_Task statement_
Write out the material exactly, leaving every picture behind.

· · · · ·

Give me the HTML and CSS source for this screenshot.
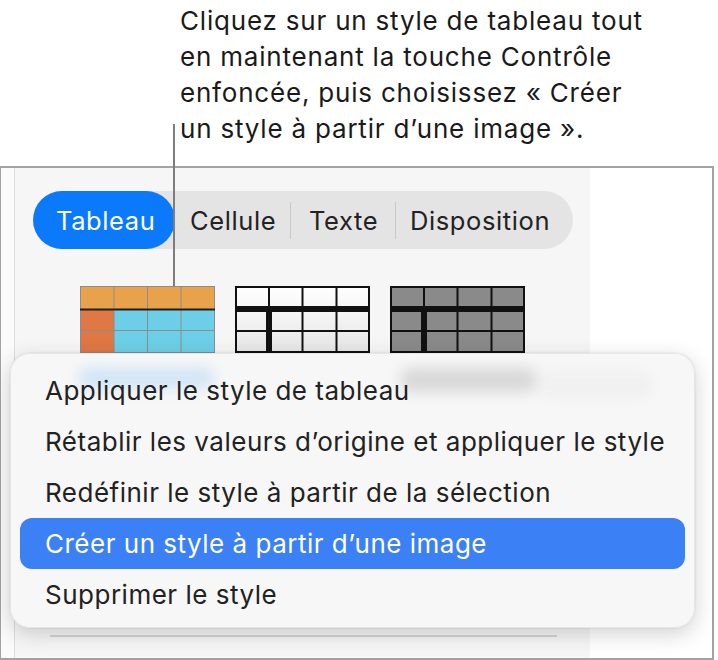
FILE: index.html
```html
<!DOCTYPE html>
<html lang="fr">
<head>
<meta charset="utf-8">
<link rel="stylesheet" href="styles.css">
</head>
<body>
<div class="page">
  <p class="callout">Cliquez sur un style de tableau tout<br>en maintenant la touche Contrôle<br>enfoncée, puis choisissez « Créer<br>un style à partir d’une image ».</p>
  <div class="frame">
    <div class="gutter"></div>
    <div class="panel">
      <div class="tabs">
        <span class="tab tab-active">Tableau</span>
        <span class="tab tab-cell">Cellule</span>
        <span class="sep"></span>
        <span class="tab tab-text">Texte</span>
        <span class="sep"></span>
        <span class="tab tab-layout">Disposition</span>
      </div>
      <div class="thumbs">
        <svg class="thumb" width="135" height="67" viewBox="0 0 135 67">
          <rect x="0" y="0" width="135" height="23" fill="#e9a24c"/>
          <rect x="0" y="23" width="34" height="44" fill="#df7844"/>
          <rect x="34" y="23" width="101" height="44" fill="#6dcfe7"/>
          <g stroke="#8c8c8c" stroke-width="1">
            <line x1="34" y1="0" x2="34" y2="67"/>
            <line x1="67.5" y1="0" x2="67.5" y2="67"/>
            <line x1="101" y1="0" x2="101" y2="67"/>
            <line x1="0" y1="44.5" x2="135" y2="44.5"/>
            <rect x="0.5" y="0.5" width="134" height="66" fill="none"/>
          </g>
          <rect x="0" y="22.5" width="135" height="2" fill="#1e1e1e"/>
        </svg>
        <svg class="thumb" width="135" height="67" viewBox="0 0 135 67">
          <defs>
            <linearGradient id="wg" x1="0" y1="0" x2="0" y2="1">
              <stop offset="0" stop-color="#ffffff"/>
              <stop offset="1" stop-color="#e6e6e6"/>
            </linearGradient>
          </defs>
          <rect x="0" y="0" width="135" height="67" fill="url(#wg)"/>
          <g fill="#111">
            <rect x="0" y="0" width="135" height="2"/>
            <rect x="0" y="65" width="135" height="2"/>
            <rect x="0" y="0" width="2" height="67"/>
            <rect x="133" y="0" width="2" height="67"/>
            <rect x="33" y="0" width="2" height="67"/>
            <rect x="66.5" y="0" width="2" height="67"/>
            <rect x="100.5" y="0" width="2" height="67"/>
            <rect x="0" y="20" width="135" height="6"/>
            <rect x="0" y="44" width="135" height="2"/>
            <rect x="31" y="20" width="6" height="47"/>
          </g>
        </svg>
        <svg class="thumb" width="135" height="67" viewBox="0 0 135 67">
          <rect x="0" y="0" width="135" height="67" fill="#8a8a8a"/>
          <g fill="#111">
            <rect x="0" y="0" width="135" height="2"/>
            <rect x="0" y="65" width="135" height="2"/>
            <rect x="0" y="0" width="2" height="67"/>
            <rect x="133" y="0" width="2" height="67"/>
            <rect x="33" y="0" width="2" height="67"/>
            <rect x="66.5" y="0" width="2" height="67"/>
            <rect x="100.5" y="0" width="2" height="67"/>
            <rect x="0" y="20" width="135" height="6"/>
            <rect x="0" y="44" width="135" height="2"/>
            <rect x="31" y="20" width="6" height="47"/>
          </g>
        </svg>
      </div>
      <div class="rule"></div>
    </div>
    <div class="canvas"></div>
  </div>
  <div class="leader"></div>
  <div class="menu">
    <div class="blur blur-blue"></div>
    <div class="blur blur-gray"></div>
    <div class="blur blur-gray2"></div>
    <ul class="menu-list">
      <li class="item">Appliquer le style de tableau</li>
      <li class="item">Rétablir les valeurs d’origine et appliquer le style</li>
      <li class="item">Redéfinir le style à partir de la sélection</li>
      <li class="item item-active">Créer un style à partir d’une image</li>
      <li class="item">Supprimer le style</li>
    </ul>
  </div>
</div>
</body>
</html>
```

FILE: styles.css
```css
html, body {
  margin: 0;
  padding: 0;
  background: #ffffff;
}

body {
  font-family: Inter, "Noto Sans", "Liberation Sans", sans-serif;
  color: #1c1c1c;
}

.page {
  position: relative;
  width: 718px;
  height: 660px;
  overflow: hidden;
}

.callout {
  margin: 0;
  box-sizing: border-box;
  height: 166px;
  padding: 3px 0 0 180px;
  font-size: 26px;
  line-height: 36px;
  letter-spacing: 0.8px;
  color: #1a1a1a;
}

.frame {
  display: flex;
  width: 714px;
  height: 494px;
  box-sizing: border-box;
  border: 2px solid #a3a3a3;
  border-left-width: 1px;
  background: #ffffff;
}

.gutter {
  flex: 0 0 13px;
  background: #fbfbfb;
  border-right: 1px solid #dedede;
}

.panel {
  flex: 0 0 575px;
  background: #f6f6f6;
  padding: 23px 0 0 18px;
  box-sizing: border-box;
  display: flex;
  flex-direction: column;
  align-items: flex-start;
}

.canvas {
  flex: 1;
  background: #ffffff;
}

.tabs {
  display: flex;
  align-items: center;
  width: 540px;
  height: 58px;
  border-radius: 29px;
  background: #e4e4e4;
  font-size: 25.5px;
  letter-spacing: 0.6px;
  color: #222222;
}

.tab {
  display: flex;
  align-items: center;
  height: 100%;
  box-sizing: border-box;
}

.tab-active {
  width: 142px;
  padding-left: 23px;
  border-radius: 29px;
  background: #0b7afa;
  color: #ffffff;
}

.tab-cell {
  width: 115px;
  padding-left: 15px;
}

.tab-text {
  width: 104px;
  padding-left: 18px;
}

.tab-layout {
  flex: 1;
  padding-left: 14px;
}

.sep {
  width: 1px;
  height: 37px;
  background: #c9c9c9;
}

.thumbs {
  display: flex;
  gap: 20px;
  margin: 37px 0 0 47px;
}

.thumb {
  display: block;
}

.rule {
  margin: 282px 0 0 17px;
  width: 507px;
  height: 2px;
  background: #d4d4d4;
}

.leader {
  position: absolute;
  left: 173px;
  top: 124px;
  width: 2px;
  height: 162px;
  background: #7d7d7d;
}

.menu {
  position: absolute;
  left: 10px;
  top: 353px;
  width: 685px;
  height: 275px;
  box-sizing: border-box;
  border-radius: 20px;
  background: rgba(247, 247, 247, 0.97);
  border: 1px solid rgba(0, 0, 0, 0.07);
  box-shadow: 0 6px 22px rgba(0, 0, 0, 0.18), 0 0 2px rgba(0, 0, 0, 0.12);
  overflow: hidden;
}

.blur {
  position: absolute;
  filter: blur(7px);
  border-radius: 8px;
}

.blur-blue {
  left: 68px;
  top: 14px;
  width: 135px;
  height: 20px;
  background: rgba(150, 200, 245, 0.4);
}

.blur-gray {
  left: 390px;
  top: 14px;
  width: 135px;
  height: 24px;
  background: rgba(170, 170, 170, 0.4);
}

.blur-gray2 {
  left: 530px;
  top: 18px;
  width: 110px;
  height: 26px;
  background: rgba(200, 200, 200, 0.15);
}

.menu-list {
  position: relative;
  list-style: none;
  margin: 0;
  padding: 11px 0 0 0;
}

.item {
  height: 51px;
  line-height: 51px;
  margin: 0 9px;
  padding-left: 25px;
  border-radius: 12px;
  font-size: 26px;
  letter-spacing: 0.5px;
  color: #222222;
  white-space: nowrap;
}

.item-active {
  background: #3c80f6;
  color: #ffffff;
}
```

· · · · ·

_Result for this exercise_
Give me the HTML and CSS source for this screenshot.
FILE: index.html
```html
<!DOCTYPE html>
<html lang="fr">
<head>
<meta charset="utf-8">
<link rel="stylesheet" href="styles.css">
</head>
<body>
<div class="page">
  <p class="callout">Cliquez sur un style de tableau tout<br>en maintenant la touche Contrôle<br>enfoncée, puis choisissez « Créer<br>un style à partir d’une image ».</p>
  <div class="frame">
    <div class="gutter"></div>
    <div class="panel">
      <div class="tabs">
        <span class="tab tab-active">Tableau</span>
        <span class="tab tab-cell">Cellule</span>
        <span class="sep"></span>
        <span class="tab tab-text">Texte</span>
        <span class="sep"></span>
        <span class="tab tab-layout">Disposition</span>
      </div>
      <div class="thumbs">
        <svg class="thumb" width="135" height="67" viewBox="0 0 135 67">
          <rect x="0" y="0" width="135" height="23" fill="#e9a24c"/>
          <rect x="0" y="23" width="34" height="44" fill="#df7844"/>
          <rect x="34" y="23" width="101" height="44" fill="#6dcfe7"/>
          <g stroke="#8c8c8c" stroke-width="1">
            <line x1="34" y1="0" x2="34" y2="67"/>
            <line x1="67.5" y1="0" x2="67.5" y2="67"/>
            <line x1="101" y1="0" x2="101" y2="67"/>
            <line x1="0" y1="44.5" x2="135" y2="44.5"/>
            <rect x="0.5" y="0.5" width="134" height="66" fill="none"/>
          </g>
          <rect x="0" y="22.5" width="135" height="2" fill="#1e1e1e"/>
        </svg>
        <svg class="thumb" width="135" height="67" viewBox="0 0 135 67">
          <defs>
            <linearGradient id="wg" x1="0" y1="0" x2="0" y2="1">
              <stop offset="0" stop-color="#ffffff"/>
              <stop offset="1" stop-color="#e6e6e6"/>
            </linearGradient>
          </defs>
          <rect x="0" y="0" width="135" height="67" fill="url(#wg)"/>
          <g fill="#111">
            <rect x="0" y="0" width="135" height="2"/>
            <rect x="0" y="65" width="135" height="2"/>
            <rect x="0" y="0" width="2" height="67"/>
            <rect x="133" y="0" width="2" height="67"/>
            <rect x="33" y="0" width="2" height="67"/>
            <rect x="66.5" y="0" width="2" height="67"/>
            <rect x="100.5" y="0" width="2" height="67"/>
            <rect x="0" y="20" width="135" height="6"/>
            <rect x="0" y="44" width="135" height="2"/>
            <rect x="31" y="20" width="6" height="47"/>
          </g>
        </svg>
        <svg class="thumb" width="135" height="67" viewBox="0 0 135 67">
          <rect x="0" y="0" width="135" height="67" fill="#8a8a8a"/>
          <g fill="#111">
            <rect x="0" y="0" width="135" height="2"/>
            <rect x="0" y="65" width="135" height="2"/>
            <rect x="0" y="0" width="2" height="67"/>
            <rect x="133" y="0" width="2" height="67"/>
            <rect x="33" y="0" width="2" height="67"/>
            <rect x="66.5" y="0" width="2" height="67"/>
            <rect x="100.5" y="0" width="2" height="67"/>
            <rect x="0" y="20" width="135" height="6"/>
            <rect x="0" y="44" width="135" height="2"/>
            <rect x="31" y="20" width="6" height="47"/>
          </g>
        </svg>
      </div>
      <div class="rule"></div>
    </div>
    <div class="canvas"></div>
  </div>
  <div class="leader"></div>
  <div class="menu">
    <div class="blur blur-blue"></div>
    <div class="blur blur-gray"></div>
    <div class="blur blur-gray2"></div>
    <ul class="menu-list">
      <li class="item">Appliquer le style de tableau</li>
      <li class="item">Rétablir les valeurs d’origine et appliquer le style</li>
      <li class="item">Redéfinir le style à partir de la sélection</li>
      <li class="item item-active">Créer un style à partir d’une image</li>
      <li class="item">Supprimer le style</li>
    </ul>
  </div>
</div>
</body>
</html>
```

FILE: styles.css
```css
html, body {
  margin: 0;
  padding: 0;
  background: #ffffff;
}

body {
  font-family: Inter, "Noto Sans", "Liberation Sans", sans-serif;
  color: #1c1c1c;
}

.page {
  position: relative;
  width: 718px;
  height: 660px;
  overflow: hidden;
}

.callout {
  margin: 0;
  box-sizing: border-box;
  height: 166px;
  padding: 3px 0 0 180px;
  font-size: 26px;
  line-height: 36px;
  letter-spacing: 0.8px;
  color: #1a1a1a;
}

.frame {
  display: flex;
  width: 714px;
  height: 494px;
  box-sizing: border-box;
  border: 2px solid #a3a3a3;
  border-left-width: 1px;
  background: #ffffff;
}

.gutter {
  flex: 0 0 13px;
  background: #fbfbfb;
  border-right: 1px solid #dedede;
}

.panel {
  flex: 0 0 575px;
  background: #f6f6f6;
  padding: 23px 0 0 18px;
  box-sizing: border-box;
  display: flex;
  flex-direction: column;
  align-items: flex-start;
}

.canvas {
  flex: 1;
  background: #ffffff;
}

.tabs {
  display: flex;
  align-items: center;
  width: 540px;
  height: 58px;
  border-radius: 29px;
  background: #e4e4e4;
  font-size: 25.5px;
  letter-spacing: 0.6px;
  color: #222222;
}

.tab {
  display: flex;
  align-items: center;
  height: 100%;
  box-sizing: border-box;
}

.tab-active {
  width: 142px;
  padding-left: 23px;
  border-radius: 29px;
  background: #0b7afa;
  color: #ffffff;
}

.tab-cell {
  width: 115px;
  padding-left: 15px;
}

.tab-text {
  width: 104px;
  padding-left: 18px;
}

.tab-layout {
  flex: 1;
  padding-left: 14px;
}

.sep {
  width: 1px;
  height: 37px;
  background: #c9c9c9;
}

.thumbs {
  display: flex;
  gap: 20px;
  margin: 37px 0 0 47px;
}

.thumb {
  display: block;
}

.rule {
  margin: 282px 0 0 17px;
  width: 507px;
  height: 2px;
  background: #d4d4d4;
}

.leader {
  position: absolute;
  left: 173px;
  top: 124px;
  width: 2px;
  height: 162px;
  background: #7d7d7d;
}

.menu {
  position: absolute;
  left: 10px;
  top: 353px;
  width: 685px;
  height: 275px;
  box-sizing: border-box;
  border-radius: 20px;
  background: rgba(247, 247, 247, 0.97);
  border: 1px solid rgba(0, 0, 0, 0.07);
  box-shadow: 0 6px 22px rgba(0, 0, 0, 0.18), 0 0 2px rgba(0, 0, 0, 0.12);
  overflow: hidden;
}

.blur {
  position: absolute;
  filter: blur(7px);
  border-radius: 8px;
}

.blur-blue {
  left: 68px;
  top: 14px;
  width: 135px;
  height: 20px;
  background: rgba(150, 200, 245, 0.4);
}

.blur-gray {
  left: 390px;
  top: 14px;
  width: 135px;
  height: 24px;
  background: rgba(170, 170, 170, 0.4);
}

.blur-gray2 {
  left: 530px;
  top: 18px;
  width: 110px;
  height: 26px;
  background: rgba(200, 200, 200, 0.15);
}

.menu-list {
  position: relative;
  list-style: none;
  margin: 0;
  padding: 11px 0 0 0;
}

.item {
  height: 51px;
  line-height: 51px;
  margin: 0 9px;
  padding-left: 25px;
  border-radius: 12px;
  font-size: 26px;
  letter-spacing: 0.5px;
  color: #222222;
  white-space: nowrap;
}

.item-active {
  background: #3c80f6;
  color: #ffffff;
}
```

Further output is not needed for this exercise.